NaClO$$_3$$ is used, even in spacecrafts, to produce O$$_2$$. The daily consumption of pure O$$_2$$ by a person in 492 L at 1 atm, 300K. How much amount of NaClO$$_3$$, in grams, is required to produce O$$_2$$ for the daily consumption of a person at 1 atm, 300K?
NaClO$$_3$$(s) + Fe(s) $$\rightarrow$$ O$$_2$$(g) + NaCl(s) + FeO(s)
R = 0.082 L atm mol$$^{-1}$$ K$$^{-1}$$

First we note that the volume of oxygen required by the person is given as 492 L at a pressure of 1 atm and a temperature of 300 K. To convert this volume into the corresponding amount (in moles) of O2, we use the Ideal-Gas equation, which is stated as $$PV = nRT$$ where $$P$$ is pressure, $$V$$ is volume, $$n$$ is the number of moles, $$R$$ is the universal gas constant and $$T$$ is absolute temperature.

Re-arranging the equation to obtain $$n$$ gives $$n = \dfrac{PV}{RT}\;.$$

Substituting the numerical values, we have

$$n = \dfrac{(1\;\text{atm})(492\;\text{L})}{(0.082\;\text{L atm mol}^{-1}\text{K}^{-1})(300\;\text{K})}\;.$$

Simplifying the denominator first, $$0.082\times 300 = 24.6\;.$$

Hence,

$$n = \dfrac{492}{24.6} = 20\;\text{mol}\;.$$

Thus the daily requirement of pure oxygen for the person is $$20$$ moles.

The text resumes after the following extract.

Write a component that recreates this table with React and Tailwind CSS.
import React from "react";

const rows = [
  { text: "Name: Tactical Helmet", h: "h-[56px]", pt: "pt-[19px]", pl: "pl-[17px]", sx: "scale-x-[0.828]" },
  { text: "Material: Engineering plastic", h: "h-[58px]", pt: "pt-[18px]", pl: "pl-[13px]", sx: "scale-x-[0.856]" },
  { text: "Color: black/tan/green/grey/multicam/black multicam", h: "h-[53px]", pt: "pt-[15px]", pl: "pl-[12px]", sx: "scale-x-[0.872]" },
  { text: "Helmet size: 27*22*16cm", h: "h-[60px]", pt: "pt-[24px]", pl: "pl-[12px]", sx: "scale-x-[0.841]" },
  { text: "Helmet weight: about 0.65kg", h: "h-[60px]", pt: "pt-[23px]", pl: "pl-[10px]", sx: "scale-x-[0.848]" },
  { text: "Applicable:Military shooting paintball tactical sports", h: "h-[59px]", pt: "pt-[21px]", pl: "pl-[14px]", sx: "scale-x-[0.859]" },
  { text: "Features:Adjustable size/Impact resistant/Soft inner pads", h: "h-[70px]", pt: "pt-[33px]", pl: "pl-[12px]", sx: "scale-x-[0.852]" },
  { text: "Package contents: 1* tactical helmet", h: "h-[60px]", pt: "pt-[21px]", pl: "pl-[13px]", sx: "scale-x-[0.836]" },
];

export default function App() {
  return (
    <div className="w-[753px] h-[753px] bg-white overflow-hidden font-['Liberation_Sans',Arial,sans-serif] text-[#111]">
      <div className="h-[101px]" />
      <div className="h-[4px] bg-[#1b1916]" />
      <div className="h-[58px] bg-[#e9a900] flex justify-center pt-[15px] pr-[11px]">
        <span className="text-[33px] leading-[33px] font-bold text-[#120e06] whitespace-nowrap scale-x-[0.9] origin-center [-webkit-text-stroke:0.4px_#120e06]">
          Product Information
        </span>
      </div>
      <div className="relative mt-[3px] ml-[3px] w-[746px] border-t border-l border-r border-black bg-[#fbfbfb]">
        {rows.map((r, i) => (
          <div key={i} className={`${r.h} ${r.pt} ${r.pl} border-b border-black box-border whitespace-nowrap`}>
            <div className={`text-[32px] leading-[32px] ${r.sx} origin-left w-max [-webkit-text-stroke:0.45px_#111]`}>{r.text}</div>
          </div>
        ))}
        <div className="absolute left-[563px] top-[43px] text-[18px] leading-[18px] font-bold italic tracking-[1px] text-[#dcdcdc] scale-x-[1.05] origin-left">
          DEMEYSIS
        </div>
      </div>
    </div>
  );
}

Now we turn to the chemical reaction that produces the oxygen:

$$\text{NaClO}_3(s) + \text{Fe}(s) \;\rightarrow\; \text{O}_2(g) + \text{NaCl}(s) + \text{FeO}(s)\;.$$

We check the atom balance in this equation. On the left there are 1 Na, 1 Cl, 1 Fe and 3 O atoms. On the right there are 1 Na (in NaCl), 1 Cl (in NaCl), 1 Fe (in FeO) and $$2+1=3$$ oxygen atoms (two in O2 and one in FeO). Because every element balances exactly, the coefficients in the written equation are already the smallest whole numbers. Hence one mole of NaClO3 produces one mole of O2.

Therefore, to obtain $$20$$ moles of O2, we need exactly $$20$$ moles of NaClO3.

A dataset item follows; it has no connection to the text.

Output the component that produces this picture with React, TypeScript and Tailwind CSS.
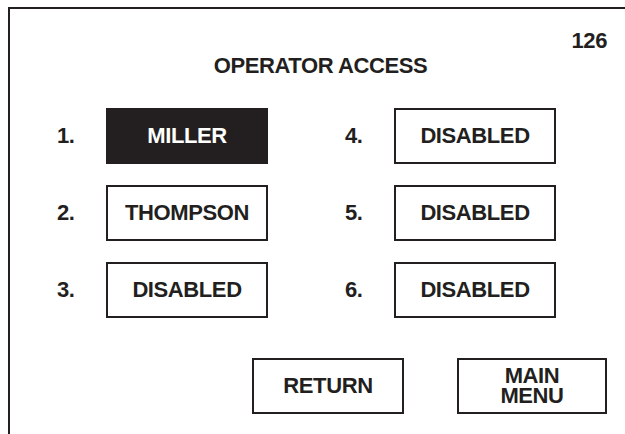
import React from "react";

const ink = "text-[#231f20]";

function Box({ children, active = false }: { children: React.ReactNode; active?: boolean }) {
  return (
    <div
      className={
        "flex h-[56px] w-[162px] items-center justify-center border-2 border-[#231f20] leading-[24px] " +
        (active ? "bg-[#231f20] text-white" : "bg-white text-[#231f20]")
      }
    >
      {children}
    </div>
  );
}

function Row({ n, name, active = false }: { n: string; name: string; active?: boolean }) {
  return (
    <>
      <div className={"flex items-center leading-[24px] " + ink}>{n}</div>
      <Box active={active}>{name}</Box>
    </>
  );
}

export default function App() {
  return (
    <div
      className={"h-[434px] w-[625px] overflow-hidden bg-white text-[22px] font-bold tracking-[-0.4px] " + ink}
      style={{ fontFamily: '"Liberation Sans", Arial, Helvetica, sans-serif' }}
    >
      <div className="ml-[8px] mt-[7px] flex h-[427px] w-[617px] flex-col border-l-2 border-t-2 border-[#231f20]">
        <div className="mt-[20px] flex justify-end pr-[18px] leading-[24px]">126</div>
        <div className="mt-px pl-[6px] text-center leading-[24px]">OPERATOR ACCESS</div>
        <div className="mt-[30px] grid grid-cols-[49px_162px_77px_49px_162px] gap-y-[21px] pl-[47px]">
          <Row n="1." name="MILLER" active />
          <div />
          <Row n="4." name="DISABLED" />
          <Row n="2." name="THOMPSON" />
          <div />
          <Row n="5." name="DISABLED" />
          <Row n="3." name="DISABLED" />
          <div />
          <Row n="6." name="DISABLED" />
        </div>
        <div className="mt-[40px] flex justify-end gap-[53px] pr-[18px]">
          <div className="flex h-[56px] w-[152px] items-center justify-center border-2 border-[#231f20] leading-[24px]">
            RETURN
          </div>
          <div className="flex h-[56px] w-[150px] items-center justify-center border-2 border-[#231f20] text-center leading-[20px]">
            <div>
              MAIN
              <br />
              MENU
            </div>
          </div>
        </div>
      </div>
    </div>
  );
}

Next we convert these moles into grams. The molar mass of NaClO3 is calculated as

$$M(\text{NaClO}_3) = M(\text{Na}) + M(\text{Cl}) + 3M(\text{O}) = 23 + 35.5 + 3(16) = 23 + 35.5 + 48 = 106.5\;\text{g mol}^{-1}\;.$$

Multiplying the molar mass by the number of moles gives the required mass:

$$m = n\,M = 20 \times 106.5\;\text{g} = 2130\;\text{g}\;.$$

So, the answer is $$2130\;\text{g}\;.$$